The 2025 NBL1 season was the sixth season of the NBL1. The season consisted of five conferences: South, North, Central, West and East.

The fourth annual National Finals was held in Canberra, with the East's Canberra Gunners men and South's Knox Raiders women crowned the NBL1 National champions.

==Conference seasons==
The season began on 29 March for the Central, East and South Conferences, 4 April for the West Conference, and 1 May for the North Conference. All conference finals were concluded by 23 August.

===South===
The women's minor premiers were Geelong United with a 22–0 record while the men's minor premiers were the Knox Raiders with a 17–5 record. Due to a power outage in the opening game of the season at Harcourts Stadium in Ulverstone, the North-West Tasmania Thunder and Hobart Chargers men's teams finished the season with 21 games played instead of the 22 scheduled games. Jaz Shelley of Geelong United was named women's MVP while Tom Wilson of the Melbourne Tigers was named men's MVP.

The top-eight finals took place over four rounds across four weekends. The women's grand final saw the Knox Raiders defeat Geelong United 84–64 while the men's grand final saw the Sandringham Sabres defeat the Melbourne Tigers 99–80. Paige Bradley of the Knox Raiders was named women's grand final MVP while Tom Koppens of the Sandringham Sabres was named men's grand final MVP.

===North===
The women's minor premiers were the Southern Districts Spartans with a 13–1 record while the men's minor premiers were the Gold Coast Rollers with a 9–5 record. Unique Thompson of the Mackay Meteorettes was named women's MVP while Lamar Patterson of the Ipswich Force was named men's MVP.

The top-six finals took place over three rounds across three weekends. The women's grand final series saw the Logan Thunder defeat the Southern Districts Spartans 2–1, with the Spartans winning 87–69 in game one and the Thunder winning 89–60 in game two and 78–76 in game three, while the men's grand final series saw the Southern Districts Spartans defeat the Brisbane Capitals 2–0, with 90–78 in game one and 93–88 in game two. Leah Scott of the Logan Thunder was named women's grand final MVP while Tamuri Wigness of the Southern Districts Spartans was named men's grand final MVP.

===Central===
The women's minor premiers were the Forestville Eagles with a 15–3 record while the men's minor premiers were also the Forestville Eagles with a 16–2 record. Olivia Levicki of the West Adelaide Bearcats was named women's MVP while Keanu Rasmussen also of the West Adelaide Bearcats was named men's MVP.

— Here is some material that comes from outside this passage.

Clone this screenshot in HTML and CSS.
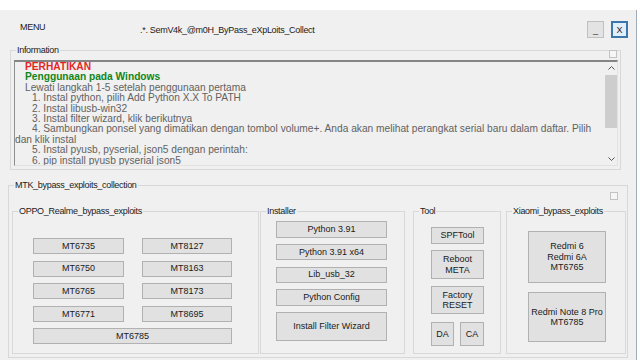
FILE: index.html
```html
<!DOCTYPE html>
<html>
  <head>
    <meta charset="utf-8">
    <title>SemV4k ByPass eXpLoits Collect</title>
    <link rel="stylesheet" href="styles.css">
  </head>
  <body>
    <div class="window">
      <div class="titlebar">
        <span class="menu">MENU</span>
        <span class="title">.*. SemV4k_@m0H_ByPass_eXpLoits_Collect</span>
        <div class="win-buttons">
          <button class="wbtn">_</button>
          <button class="wbtn close">X</button>
        </div>
      </div>

      <!-- caja de informacion -->
      <fieldset class="group info">
        <legend>Information</legend>
        <span class="check info-check"></span>
        <div class="textbox">
          <div class="lines">
            <div class="ind1 red">PERHATIKAN</div>
            <div class="ind1 green">Penggunaan pada Windows</div>
            <div class="ind1">Lewati langkah 1-5 setelah penggunaan pertama</div>
            <div class="ind2">1. Instal python, pilih Add Python X.X To PATH</div>
            <div class="ind2">2. Instal libusb-win32</div>
            <div class="ind2">3. Instal filter wizard, klik berikutnya</div>
            <div class="ind2">4. Sambungkan ponsel yang dimatikan dengan tombol volume+. Anda akan melihat perangkat serial baru dalam daftar. Pilih</div>
            <div>dan klik instal</div>
            <div class="ind2">5. Instal pyusb, pyserial, json5 dengan perintah:</div>
            <div class="ind2">6. pip install pyusb pyserial json5</div>
          </div>
          <div class="scrollbar">
            <span class="arrow">
              <svg width="7" height="4" viewBox="0 0 7 4"><polyline points="0.5,3.5 3.5,0.5 6.5,3.5" fill="none" stroke="#555" stroke-width="1"/></svg>
            </span>
            <span class="thumb"></span>
            <span class="arrow down">
              <svg width="7" height="4" viewBox="0 0 7 4"><polyline points="0.5,0.5 3.5,3.5 6.5,0.5" fill="none" stroke="#555" stroke-width="1"/></svg>
            </span>
          </div>
        </div>
      </fieldset>

      <!-- exploits -->
      <fieldset class="group mtk">
        <legend>MTK_bypass_exploits_collection</legend>
        <span class="check mtk-check"></span>
        <div class="subgroups">
          <fieldset class="group oppo">
            <legend>OPPO_Realme_bypass_exploits</legend>
            <div class="oppo-body">
              <button class="btn">MT6735</button>
              <button class="btn">MT8127</button>
              <button class="btn">MT6750</button>
              <button class="btn">MT8163</button>
              <button class="btn">MT6765</button>
              <button class="btn">MT8173</button>
              <button class="btn">MT6771</button>
              <button class="btn">MT8695</button>
              <button class="btn wide">MT6785</button>
            </div>
          </fieldset>

          <fieldset class="group installer">
            <legend>Installer</legend>
            <div class="installer-body">
              <button class="btn h17">Python 3.91</button>
              <button class="btn h16">Python 3.91 x64</button>
              <button class="btn h16">Lib_usb_32</button>
              <button class="btn h17">Python Config</button>
              <button class="btn h29">Install Filter Wizard</button>
            </div>
          </fieldset>

          <fieldset class="group tool">
            <legend>Tool</legend>
            <div class="tool-body">
              <button class="btn spf">SPFTool</button>
              <button class="btn reboot">Reboot<br>META</button>
              <button class="btn factory">Factory<br>RESET</button>
              <div class="pair">
                <button class="btn da">DA</button>
                <button class="btn ca">CA</button>
              </div>
            </div>
          </fieldset>

          <fieldset class="group xiaomi">
            <legend>Xiaomi_bypass_exploits</legend>
            <div class="xiaomi-body">
              <button class="btn redmi6">Redmi 6<br>Redmi 6A<br>MT6765</button>
              <button class="btn note8">Redmi Note 8 Pro<br>MT6785</button>
            </div>
          </fieldset>
        </div>
      </fieldset>
    </div>
  </body>
</html>
```

FILE: styles.css
```css
body {
  margin: 0;
  background: #ffffff;
  font-family: "Liberation Sans", Arial, sans-serif;
  color: #1a1a1a;
}
.window {
  margin-top: 10px;
  width: 636px;
  height: 350px;
  background: #f0f0f0;
  border-right: 1px solid #9eabb9;
  overflow: hidden;
}
.titlebar {
  display: flex;
  align-items: flex-start;
  height: 35px;
  padding-left: 20px;
  font-size: 9px;
  letter-spacing: -0.3px;
  line-height: 10px;
}
.menu {
  width: 120px;
  margin-top: 12px;
}
.title {
  flex: 1;
  margin-top: 15px;
}
.win-buttons {
  display: flex;
  gap: 7px;
  margin-top: 11px;
  margin-right: 8px;
}
.wbtn {
  width: 17px;
  height: 17px;
  padding: 0;
  box-sizing: border-box;
  background: #e3e3e3;
  border: 1px solid #c0c0c0;
  font-family: "Liberation Sans", Arial, sans-serif;
  font-size: 9px;
  color: #333;
  line-height: 10px;
}
.wbtn.close {
  border: 2px solid #3a77ad;
  background: #e2eefa;
  color: #222;
}

/* group box */
.group {
  position: relative;
  margin: 0;
  padding: 0;
  min-width: 0;
  box-sizing: border-box;
  border: 1px solid #d8d8d8;
}
.group > legend {
  margin-left: 5px;
  padding: 0 1px;
  font-size: 9px;
  line-height: 10px;
  letter-spacing: -0.3px;
  color: #1a1a1a;
}
.check {
  position: absolute;
  width: 8px;
  height: 8px;
  border: 1px solid #c3c3c3;
  background: #f6f6f6;
  box-sizing: border-box;
}
.info-check {
  top: -5px;
  right: 3px;
}
.mtk-check {
  top: 2px;
  right: 9px;
}

.info {
  margin-left: 10px;
  width: 611px;
  height: 125px;
}
.textbox {
  display: flex;
  margin: 5px 0 0 3px;
  width: 604px;
  height: 106px;
  box-sizing: border-box;
  border-top: 2px solid #858585;
  border-left: 1px solid #8e8e8e;
  border-right: 1px solid #e2e2e2;
  border-bottom: 1px solid #e2e2e2;
  background: #f0f0f0;
}
.lines {
  flex: 1;
  overflow: hidden;
  white-space: nowrap;
  font-size: 10.2px;
  line-height: 10.4px;
  color: #626262;
}
.ind1 {
  padding-left: 10px;
}
.ind2 {
  padding-left: 17px;
}
.red {
  color: #e3261f;
  font-weight: bold;
}
.green {
  color: #10861a;
  font-weight: bold;
}
.scrollbar {
  display: flex;
  flex-direction: column;
  width: 12px;
  background: #f0f0f0;
}
.arrow {
  display: flex;
  align-items: center;
  justify-content: center;
  height: 12px;
}
.thumb {
  height: 53px;
  margin: 1px 0;
  background: #cdcdcd;
}
.arrow.down {
  margin-top: auto;
}

.mtk {
  margin: 10px 8px 0 8px;
  width: 620px;
  height: 178px;
}
.subgroups {
  display: flex;
  padding: 16px 0 0 3px;
}
.subgroups .group {
  height: 148px;
}
.oppo {
  width: 247px;
}
.installer {
  width: 145px;
  margin-left: 1px;
}
.tool {
  width: 88px;
  margin-left: 8px;
}
.xiaomi {
  width: 120px;
  margin-left: 5px;
}

.btn {
  padding: 0;
  box-sizing: border-box;
  background: #e1e1e1;
  border: 1px solid #b1b1b1;
  font-family: "Liberation Sans", Arial, sans-serif;
  font-size: 9px;
  line-height: 10.5px;
  color: #1a1a1a;
}

.oppo-body {
  display: grid;
  grid-template-columns: 91px 90px;
  grid-auto-rows: 16px;
  column-gap: 18px;
  row-gap: 6.6px;
  padding: 22px 0 0 20px;
}
.oppo-body .wide {
  grid-column: 1 / 3;
}

.installer-body {
  display: flex;
  flex-direction: column;
  gap: 6.3px;
  padding: 5px 0 0 15px;
}
.installer-body .btn {
  width: 111px;
}
.h16 { height: 16px; }
.h17 { height: 17px; }
.h29 { height: 29px; }

.tool-body {
  display: flex;
  flex-direction: column;
  padding: 11px 0 0 17px;
}
.tool-body .btn {
  width: 53px;
}
.spf { height: 17px; }
.reboot { height: 29px; margin-top: 6px; }
.factory { height: 28px; margin-top: 7px; }
.pair {
  display: flex;
  gap: 6px;
  margin-top: 8px;
}
.tool-body .pair .da { width: 23px; height: 24px; }
.tool-body .pair .ca { width: 24px; height: 24px; }

.xiaomi-body {
  display: flex;
  flex-direction: column;
  padding: 15px 0 0 21px;
}
.xiaomi-body .btn {
  width: 78px;
}
.redmi6 { height: 52px; }
.note8 { height: 50px; margin-top: 9px; }
```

The top-five finals took place over four rounds across four weekends. The women's grand final saw the Woodville Warriors defeat the Sturt Sabres 73–65 while the men's grand final saw the West Adelaide Bearcats defeat the Central Districts Lions 83–73. Laura Erikstrup of the Woodville Warriors was named women's grand final MVP while Cameron Huefner of the West Adelaide Bearcats was named men's grand final MVP.

===West===

The women's minor premiers were the Cockburn Cougars with a 20–0 record while the men's minor premiers were the Rockingham Flames with a 19–3 record. Teige Morrell of the Lakeside Lightning was named women's MVP while Isaac White of the Rockingham Flames was named men's MVP.

The top-eight finals took place over four rounds across three weekends. The women's grand final saw the Cockburn Cougars defeat the Warwick Senators 91–71 while the men's grand final saw the Geraldton Buccaneers defeat the Warwick Senators 81–78. Ruby Porter of the Cockburn Cougars was named women's grand final MVP while Johny Narkle of the Geraldton Buccaneers was named men's grand final MVP.

===East===
The women's minor premiers were the Manly Warringah Sea Eagles with an 18–2 record while the men's minor premiers were the Illawarra Hawks with an 15–5 record. Nicole Munger of the Newcastle Falcons was named women's MVP while Todd Blanchfield of the Illawarra Hawks was named men's MVP.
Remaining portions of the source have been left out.